> **AIM OF THE TASK**: Where a line contains the word "components", copy that line.

□ □ □ □ □

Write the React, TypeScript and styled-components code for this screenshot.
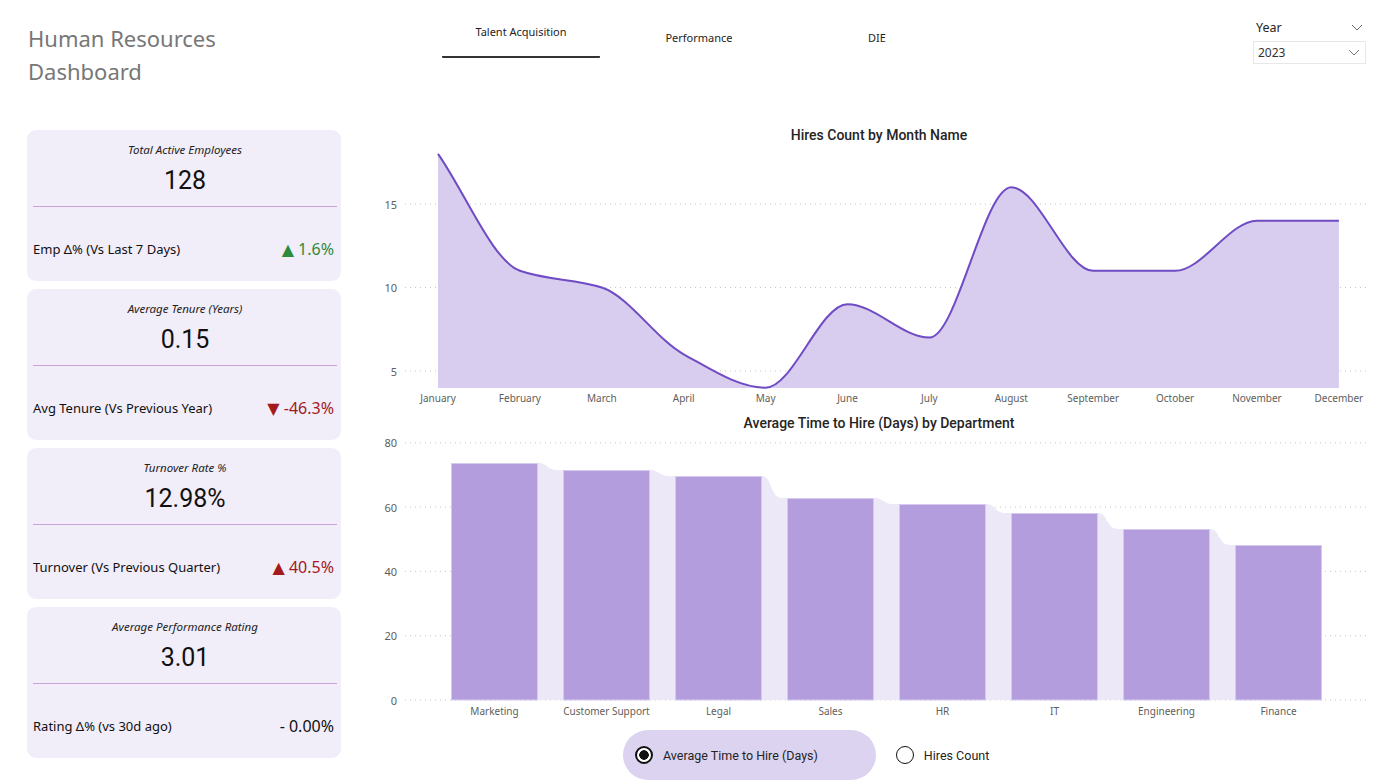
import React from 'react';
import styled, { createGlobalStyle } from 'styled-components';

const GlobalStyle = createGlobalStyle`
  html, body { margin: 0; padding: 0; background: #ffffff; }
  body { font-family: "Noto Sans", "DejaVu Sans", sans-serif; color: #252423; }
`;

const Page = styled.div`
  width: 1398px;
  height: 783px;
  overflow: hidden;
  display: grid;
  grid-template-columns: 360px 1fr;
  grid-template-rows: 120px 1fr;
`;

const Header = styled.header`
  grid-column: 1 / -1;
  display: flex;
  align-items: flex-start;
`;

const TitleBlock = styled.h1`
  margin: 0;
  width: 414px;
  padding: 22px 0 0 28px;
  font-family: "Comic Sans MS", "Noto Sans", sans-serif;
  font-weight: 400;
  font-size: 22px;
  line-height: 33px;
  color: #777777;
`;

const Tabs = styled.nav`
  display: flex;
  gap: 20px;
`;

const Tab = styled.div<{ $active?: boolean }>`
  width: 158px;
  height: 58px;
  box-sizing: border-box;
  padding-top: ${(p) => (p.$active ? '24px' : '30px')};
  text-align: center;
  font-size: 11px;
  line-height: 16px;
  color: #252423;
  border-bottom: 2px solid ${(p) => (p.$active ? '#333333' : 'transparent')};
  border-radius: 1px;
`;

const YearSlicer = styled.div`
  margin-left: auto;
  margin-right: 32px;
  width: 113px;
  padding-top: 19px;
`;

const SlicerHead = styled.div`
  display: flex;
  justify-content: space-between;
  align-items: center;
  height: 16px;
  padding: 0 3px;
  font-size: 12.5px;
  color: #252423;
`;

const SlicerBox = styled.div`
  margin-top: 6px;
  height: 23px;
  box-sizing: border-box;
  border: 1px solid #e8e8e8;
  display: flex;
  justify-content: space-between;
  align-items: center;
  padding: 0 5px 0 4px;
  font-size: 12px;
  color: #333333;
`;

const LeftColumn = styled.aside`
  padding: 10px 0 0 27px;
  display: flex;
  flex-direction: column;
  gap: 8px;
`;

const Card = styled.section`
  width: 314px;
  height: 151px;
  box-sizing: border-box;
  background: #f1edf9;
  border-radius: 9px;
  padding: 0 4px 0 6px;
  display: flex;
  flex-direction: column;
`;

const CardTitle = styled.div`
  margin-top: 12px;
  line-height: 16px;
  font-size: 11.5px;
  font-style: italic;
  text-align: center;
  color: #252423;
`;

const CardValue = styled.div`
  margin-top: 8px;
  line-height: 30px;
  font-family: "Roboto", "Noto Sans", sans-serif;
  font-size: 25px;
  font-weight: 400;
  text-align: center;
  color: #111111;
`;

const Divider = styled.div`
  margin-top: 10px;
  height: 1px;
  background: #c9a3d9;
`;

const CardFooter = styled.div`
  flex: 1;
  padding: 10px 3px 0 0;
  display: flex;
  justify-content: space-between;
  align-items: center;
`;

const FooterLabel = styled.span`
  font-size: 13px;
  color: #111111;
`;

const FooterValue = styled.span<{ $tone: 'up' | 'down' | 'neutral' }>`
  font-size: 16px;
  color: ${(p) => (p.$tone === 'up' ? '#2f8a3c' : p.$tone === 'down' ? '#a3191c' : '#111111')};
`;

const RightColumn = styled.main`
  display: flex;
  flex-direction: column;
`;

const ChartTitle = styled.h2<{ $h: number }>`
  margin: 0;
  height: ${(p) => p.$h}px;
  line-height: ${(p) => p.$h}px;
  text-align: center;
  font-family: "Roboto", "Noto Sans", sans-serif;
  font-weight: 500;
  font-size: 14px;
  color: #252423;
`;

const ChartSvg = styled.svg`
  display: block;
`;

const LegendRow = styled.div`
  display: flex;
  align-items: center;
  padding: 8px 0 0 263px;
  gap: 20px;
`;

const LegendItem = styled.div<{ $selected?: boolean }>`
  display: flex;
  align-items: center;
  gap: 10px;
  height: 50px;
  box-sizing: border-box;
  padding: 0 ${(p) => (p.$selected ? '58px' : '0')} 0 ${(p) => (p.$selected ? '12px' : '0')};
  border-radius: 25px;
  background: ${(p) => (p.$selected ? '#dcd3f1' : 'transparent')};
  font-family: "Roboto", "Noto Sans", sans-serif;
  font-size: 12.5px;
  color: #252423;
`;

const Radio = styled.span<{ $on?: boolean }>`
  width: 18px;
  height: 18px;
  box-sizing: border-box;
  border-radius: 50%;
  border: ${(p) => (p.$on ? '2px' : '1.5px')} solid #111111;
  background: ${(p) => (p.$on ? 'radial-gradient(circle, #111 0 4.5px, #fff 5px)' : '#ffffff')};
`;

const Chevron = ({ color = '#555' }: { color?: string }) => (
  <svg width="12" height="7" viewBox="0 0 12 7">
    <polyline points="1,1 6,6 11,1" fill="none" stroke={color} strokeWidth="1" />
  </svg>
);

type Pt = [number, number];

function monotonePath(pts: Pt[]): string {
  const n = pts.length;
  const s: number[] = [];
  for (let i = 0; i < n - 1; i++) {
    s.push((pts[i + 1][1] - pts[i][1]) / (pts[i + 1][0] - pts[i][0]));
  }
  const m: number[] = new Array(n).fill(0);
  for (let i = 1; i < n - 1; i++) {
    const s0 = s[i - 1];
    const s1 = s[i];
    if (s0 * s1 <= 0) {
      m[i] = 0;
    } else {
      m[i] = (2 * s0 * s1) / (s0 + s1);
    }
  }
  m[0] = s[0];
  m[n - 1] = s[n - 2] * 0.5;
  let d = `M${pts[0][0]},${pts[0][1]}`;
  for (let i = 0; i < n - 1; i++) {
    const [x0, y0] = pts[i];
    const [x1, y1] = pts[i + 1];
    const dx = (x1 - x0) / 3;
    d += ` C${x0 + dx},${y0 + m[i] * dx} ${x1 - dx},${y1 - m[i + 1] * dx} ${x1},${y1}`;
  }
  return d;
}

const months = ['January', 'February', 'March', 'April', 'May', 'June', 'July', 'August', 'September', 'October', 'November', 'December'];
const hires = [18, 11, 10, 6, 4, 9, 7, 16, 11, 11, 14, 14];

const AreaChart = () => {
  const ox = 360;
  const oy = 150;
  const yOf = (v: number) => 371 - (v - 5) * 16.7;
  const xOf = (i: number) => 438 + i * 81.9;
  const pts: Pt[] = hires.map((v, i) => [xOf(i), yOf(v)]);
  const line = monotonePath(pts);
  const base = 388;
  const area = `${line} L${xOf(11)},${base} L${xOf(0)},${base} Z`;
  return (
    <ChartSvg width={1038} height={260} viewBox={`${ox} ${oy} 1038 260`}>
      {[5, 10, 15].map((v) => (
        <g key={v}>
          <line x1={405} x2={1370} y1={yOf(v)} y2={yOf(v)} stroke="#c8c6c4" strokeWidth={1} strokeDasharray="1 4" />
          <text x={397} y={yOf(v)} textAnchor="end" dominantBaseline="central" fontSize={11} fill="#605e5c" fontFamily="Noto Sans, sans-serif">{v}</text>
        </g>
      ))}
      <path d={area} fill="#d8cdef" />
      <path d={line} fill="none" stroke="#6f4bc4" strokeWidth={2} strokeLinejoin="round" />
      {months.map((mo, i) => (
        <text key={mo} x={xOf(i)} y={398} textAnchor="middle" dominantBaseline="central" fontSize={10} fill="#605e5c" fontFamily="Noto Sans, sans-serif">{mo}</text>
      ))}
    </ChartSvg>
  );
};

const depts = [
  { name: 'Marketing', top: 463 },
  { name: 'Customer Support', top: 470 },
  { name: 'Legal', top: 476 },
  { name: 'Sales', top: 498 },
  { name: 'HR', top: 504 },
  { name: 'IT', top: 513 },
  { name: 'Engineering', top: 529 },
  { name: 'Finance', top: 545 },
];

const BarChart = () => {
  const ox = 360;
  const oy = 436;
  const yOf = (v: number) => 700 - v * 3.215;
  const bw = 87;
  const xOf = (i: number) => 451 + i * 112;
  let ribbon = `M${xOf(0)},700 L${xOf(0)},${depts[0].top}`;
  depts.forEach((d, i) => {
    const r = xOf(i) + bw;
    ribbon += ` L${r},${d.top}`;
    if (i < depts.length - 1) {
      const nt = depts[i + 1].top;
      ribbon += ` C${r + 10},${d.top} ${r + 8},${nt} ${r + 20},${nt}`;
    }
  });
  ribbon += ` L${xOf(depts.length - 1) + bw},700 Z`;
  return (
    <ChartSvg width={1038} height={286} viewBox={`${ox} ${oy} 1038 286`}>
      {[0, 20, 40, 60, 80].map((v) => (
        <g key={v}>
          <line x1={405} x2={1370} y1={yOf(v)} y2={yOf(v)} stroke="#c8c6c4" strokeWidth={1} strokeDasharray="1 4" />
          <text x={397} y={yOf(v)} textAnchor="end" dominantBaseline="central" fontSize={11} fill="#605e5c" fontFamily="Noto Sans, sans-serif">{v}</text>
        </g>
      ))}
      <path d={ribbon} fill="#ede8f7" />
      {depts.map((d, i) => (
        <g key={d.name}>
          <rect x={xOf(i) + 0.5} y={d.top + 0.5} width={bw - 1} height={700 - d.top - 0.5} fill="#b39ddc" stroke="#d6cbef" strokeWidth={1} />
          <text x={xOf(i) + bw / 2} y={711} textAnchor="middle" dominantBaseline="central" fontSize={10} fill="#605e5c" fontFamily="Noto Sans, sans-serif">{d.name}</text>
        </g>
      ))}
    </ChartSvg>
  );
};

type Kpi = { title: string; value: string; label: string; delta: string; tone: 'up' | 'down' | 'neutral' };

const kpis: Kpi[] = [
  { title: 'Total Active Employees', value: '128', label: 'Emp Δ% (Vs Last 7 Days)', delta: '▲ 1.6%', tone: 'up' },
  { title: 'Average Tenure (Years)', value: '0.15', label: 'Avg Tenure (Vs Previous Year)', delta: '▼ -46.3%', tone: 'down' },
  { title: 'Turnover Rate %', value: '12.98%', label: 'Turnover (Vs Previous Quarter)', delta: '▲ 40.5%', tone: 'down' },
  { title: 'Average Performance Rating', value: '3.01', label: 'Rating Δ% (vs 30d ago)', delta: '- 0.00%', tone: 'neutral' },
];

export default function App() {
  return (
    <>
      <GlobalStyle />
      <Page>
        <Header>
          <TitleBlock>
            Human Resources
            <br />
            Dashboard
          </TitleBlock>
          <Tabs>
            <Tab $active>Talent Acquisition</Tab>
            <Tab>Performance</Tab>
            <Tab>DIE</Tab>
          </Tabs>
          <YearSlicer>
            <SlicerHead>
              <span>Year</span>
              <Chevron color="#666" />
            </SlicerHead>
            <SlicerBox>
              <span>2023</span>
              <Chevron color="#777" />
            </SlicerBox>
          </YearSlicer>
        </Header>
        <LeftColumn>
          {kpis.map((k) => (
            <Card key={k.title}>
              <CardTitle>{k.title}</CardTitle>
              <CardValue>{k.value}</CardValue>
              <Divider />
              <CardFooter>
                <FooterLabel>{k.label}</FooterLabel>
                <FooterValue $tone={k.tone}>{k.delta}</FooterValue>
              </CardFooter>
            </Card>
          ))}
        </LeftColumn>
        <RightColumn>
          <ChartTitle $h={30}>Hires Count by Month Name</ChartTitle>
          <AreaChart />
          <ChartTitle $h={26}>Average Time to Hire (Days) by Department</ChartTitle>
          <BarChart />
          <LegendRow>
            <LegendItem $selected>
              <Radio $on />
              Average Time to Hire (Days)
            </LegendItem>
            <LegendItem>
              <Radio />
              Hires Count
            </LegendItem>
          </LegendRow>
        </RightColumn>
      </Page>
    </>
  );
}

□ □ □ □ □

> **OUTPUT BELOW**:
Write the React, TypeScript and styled-components code for this screenshot.
import styled, { createGlobalStyle } from 'styled-components';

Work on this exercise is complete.